■ **GIVEN INSTRUCTION**
Look through the data for the string "components". Copy every line where it is found.
[start DATA BLOCK]
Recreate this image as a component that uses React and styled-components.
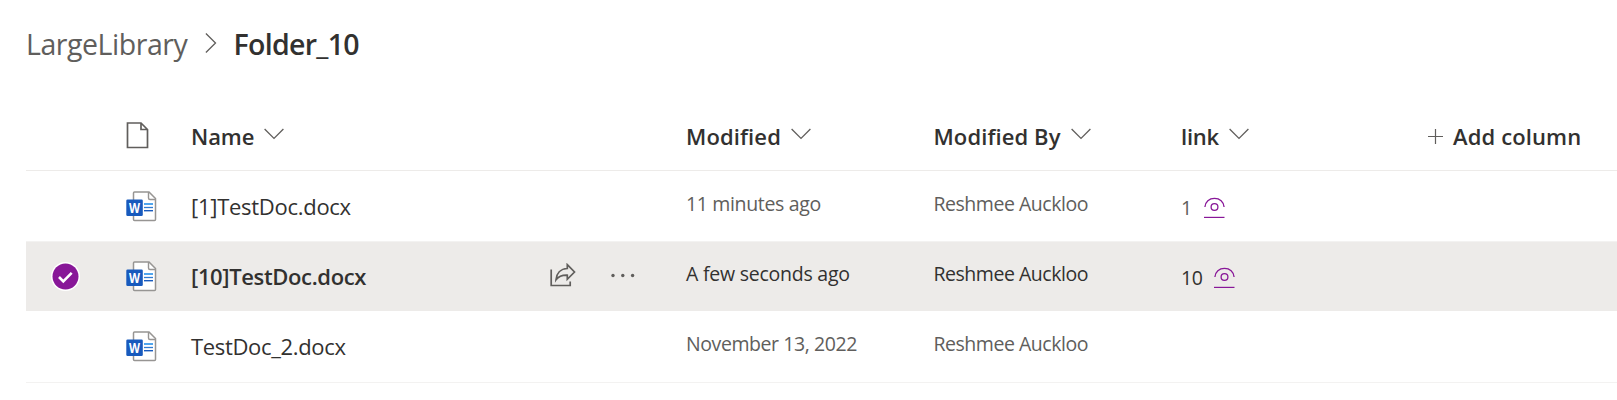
import React from "react";
import styled, { createGlobalStyle } from "styled-components";

const GlobalStyle = createGlobalStyle`
  * { box-sizing: border-box; }
  body {
    margin: 0;
    background: #fff;
    color: #323130;
    font-family: "Segoe UI", "Open Sans", "Noto Sans", sans-serif;
    overflow: hidden;
  }
`;

const Page = styled.main`
  height: 400px;
  padding-left: 26px;
  overflow: hidden;
`;

const Breadcrumb = styled.nav`
  display: flex;
  align-items: center;
  height: 88px;
  font-size: 28.5px;
  white-space: nowrap;
`;

const Crumb = styled.span`
  width: ${(p) => p.$width}px;
  padding-bottom: 1px;
  letter-spacing: ${(p) => p.$spacing || 0}px;
  color: ${(p) => (p.$current ? "#323130" : "#605e5c")};
  font-weight: ${(p) => (p.$current ? 600 : 400)};
`;

const CrumbArrow = styled.svg`
  width: 12px;
  height: 22px;
  margin: 0 16.5px 2px 0;
  flex: none;
`;

const Grid = styled.div`
  display: grid;
  grid-template-columns: 100px 65px 495px 247.5px 247.5px 247px 1fr;
  align-items: center;
`;

const HeaderRow = styled(Grid)`
  height: 83px;
  border-bottom: 1px solid #edebe9;
  font-size: 22px;
  font-weight: 600;
  padding-top: 13px;
  white-space: nowrap;
`;

const HeaderCell = styled.div`
  display: flex;
  align-items: center;
  letter-spacing: ${(p) => p.$spacing || 0}px;
`;

const Caret = styled.svg`
  width: 20px;
  height: 12px;
  margin: 0 0 3px 10px;
  flex: none;
`;

const Plus = styled.svg`
  width: 15px;
  height: 15px;
  margin: 2px 10px 0 0;
  flex: none;
`;

const Row = styled(Grid)`
  height: ${(p) => p.$height}px;
  padding-bottom: ${(p) => p.$inset || 0}px;
  border-bottom: 1px solid ${(p) => (p.$selected ? "#edebe9" : "#f3f2f1")};
  background: ${(p) => (p.$selected ? "#edebe9" : "#fff")};
  color: ${(p) => (p.$selected ? "#323130" : "#605e5c")};
  white-space: nowrap;
`;

const CheckCell = styled.div`
  display: flex;
  padding-left: 25px;
`;

const NameCell = styled.div`
  display: flex;
  align-items: center;
  color: #323130;
  font-size: 22px;
  font-weight: ${(p) => (p.$selected ? 600 : 400)};
`;

const FileName = styled.span`
  width: 359px;
  letter-spacing: ${(p) => p.$spacing || 0}px;
`;

const Meta = styled.div`
  font-size: 19.5px;
  padding-bottom: 5px;
  letter-spacing: ${(p) => p.$spacing || 0}px;
`;

const LinkCell = styled.div`
  display: flex;
  align-items: center;
  font-size: 19.5px;
  padding-top: 2px;
`;

const LinkNumber = styled.span`
  width: ${(p) => p.$width}px;
  letter-spacing: -0.4px;
`;

const Icon = styled.svg`
  display: block;
  flex: none;
  width: ${(p) => p.$w}px;
  height: ${(p) => p.$h}px;
`;

const DocIcon = styled(Icon)`
  margin-top: 1px;
`;

const ShareIcon = styled(Icon)`
  margin-bottom: 3px;
`;

const MoreIcon = styled(Icon)`
  margin: 0 0 1px 34px;
`;

const ChevronDown = () => (
  <Caret viewBox="0 0 20 12" fill="none" stroke="#605e5c" strokeWidth="1.3">
    <path d="M.6 1 10 10.4 19.4 1" />
  </Caret>
);

const PageIcon = () => (
  <Icon $w={23} $h={27} viewBox="-0.5 0 23 27" fill="none" stroke="#605e5c" strokeWidth="1.7">
    <path d="M1 1H14.5L21 7.5V25.5H1Z M14.5 1V7.5H21" />
  </Icon>
);

const WordMark = styled.text`
  font: 700 14px "Open Sans", sans-serif;
  fill: #fff;
`;

const WordIcon = () => (
  <DocIcon $w={31} $h={31} viewBox="0 0 31 31">
    <path d="M8.5 1H23L29.5 7.5V28.5Q29.5 29.5 28.5 29.5H8.5Q7.5 29.5 7.5 28.5V2Q7.5 1 8.5 1Z" fill="#fff" stroke="#979593" strokeWidth="1.5" />
    <path d="M22.5 1V7Q22.5 8.500 24 8.500H29.5" fill="none" stroke="#979593" strokeWidth="1.4" />
    <path d="M18 13H27" stroke="#50a5ee" strokeWidth="2" />
    <path d="M18 16.500H27" stroke="#2f7cd4" strokeWidth="1.3" />
    <path d="M18 19.700H27" stroke="#185abd" strokeWidth="1.4" />
    <rect x="0.3" y="8.500" width="16.500" height="16.500" rx="1.300" fill="#185abd" />
    <WordMark x="8.500" y="21.700" textAnchor="middle" textLength="11" lengthAdjust="spacingAndGlyphs">W</WordMark>
  </DocIcon>
);

const CheckIcon = () => (
  <Icon $w={29} $h={29} viewBox="0 0 29 29">
    <circle cx="14.5" cy="14.5" r="14.5" fill="#fff" />
    <circle cx="14.5" cy="14.5" r="13" fill="#881798" />
    <path d="M8 15 12.3 19.3 20.7 10.9" fill="none" stroke="#fff" strokeWidth="2.6" />
  </Icon>
);

const EyeIcon = () => (
  <Icon $w={21} $h={22} viewBox="0 0 21 22" fill="none" stroke="#881798" strokeWidth="1.3">
    <path d="M.9 11C1.3 5.7 5.2 2.4 10.5 2.4S19.7 5.7 20.1 11" />
    <circle cx="10.5" cy="11" r="3.4" />
    <path d="M0 21.4H20.5" strokeWidth="1.2" />
  </Icon>
);

const RowActions = () => (
  <>
    <ShareIcon $w={26} $h={24} viewBox="0 0 26 24" fill="none" stroke="#605e5c" strokeWidth="1.7">
      <path d="M1.2 6.5V22.5H20.2V18.5" />
      <path d="M17.3 1.7 24.5 9 17.3 16.3V12.2C12 12 8.5 13.5 6 16.8C6.5 10.5 10.5 5.8 17.3 5.5Z" />
    </ShareIcon>
    <MoreIcon $w={26} $h={5} viewBox="0 0 26 5" fill="#605e5c">
      <circle cx="3" cy="2.5" r="1.7" />
      <circle cx="12.8" cy="2.5" r="1.7" />
      <circle cx="22.6" cy="2.5" r="1.7" />
    </MoreIcon>
  </>
);

const columns = [
  { label: "Name", spacing: -0.1 },
  { label: "Modified", spacing: 0.12 },
  { label: "Modified By", spacing: 0.1 },
  { label: "link", spacing: -0.25 },
];

const files = [
  { name: "[1]TestDoc.docx", spacing: -0.28, modified: "11 minutes ago", metaSpacing: -0.35, link: "1", linkWidth: 23, height: 71 },
  { name: "[10]TestDoc.docx", spacing: -0.36, modified: "A few seconds ago", metaSpacing: -0.24, link: "10", linkWidth: 33, height: 69, selected: true },
  { name: "TestDoc_2.docx", spacing: -0.33, modified: "November 13, 2022", metaSpacing: -0.42, height: 72, inset: 1 },
];

export default function App() {
  return (
    <Page>
      <GlobalStyle />
      <Breadcrumb>
        <Crumb $width={179} $spacing={-0.45}>LargeLibrary</Crumb>
        <CrumbArrow viewBox="0 0 12 22" fill="none" stroke="#605e5c" strokeWidth="1.3">
          <path d="M.9 1.5 10.5 11 .9 20.5" />
        </CrumbArrow>
        <Crumb $width={140} $spacing={-0.7} $current>Folder_10</Crumb>
      </Breadcrumb>
      <HeaderRow>
        <span />
        <PageIcon />
        {columns.map((c) => (
          <HeaderCell key={c.label} $spacing={c.spacing}>
            {c.label}
            <ChevronDown />
          </HeaderCell>
        ))}
        <HeaderCell $spacing={0.12}>
          <Plus viewBox="0 0 15 15" stroke="#605e5c" strokeWidth="1.2">
            <path d="M7.5 0V15M0 7.5H15" />
          </Plus>
          Add column
        </HeaderCell>
      </HeaderRow>
      {files.map((f) => (
        <Row key={f.name} $height={f.height} $inset={f.inset} $selected={f.selected}>
          <CheckCell>{f.selected && <CheckIcon />}</CheckCell>
          <WordIcon />
          <NameCell $selected={f.selected}>
            <FileName $spacing={f.spacing}>{f.name}</FileName>
            {f.selected && <RowActions />}
          </NameCell>
          <Meta $spacing={f.metaSpacing}>{f.modified}</Meta>
          <Meta $spacing={-0.47}>Reshmee Auckloo</Meta>
          <LinkCell>
            {f.link && (
              <>
                <LinkNumber $width={f.linkWidth}>{f.link}</LinkNumber>
                <EyeIcon />
              </>
            )}
          </LinkCell>
        </Row>
      ))}
    </Page>
  );
}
[end DATA BLOCK]
■ **WRITTEN RESPONSE**
Recreate this image as a component that uses React and styled-components.
import styled, { createGlobalStyle } from "styled-components";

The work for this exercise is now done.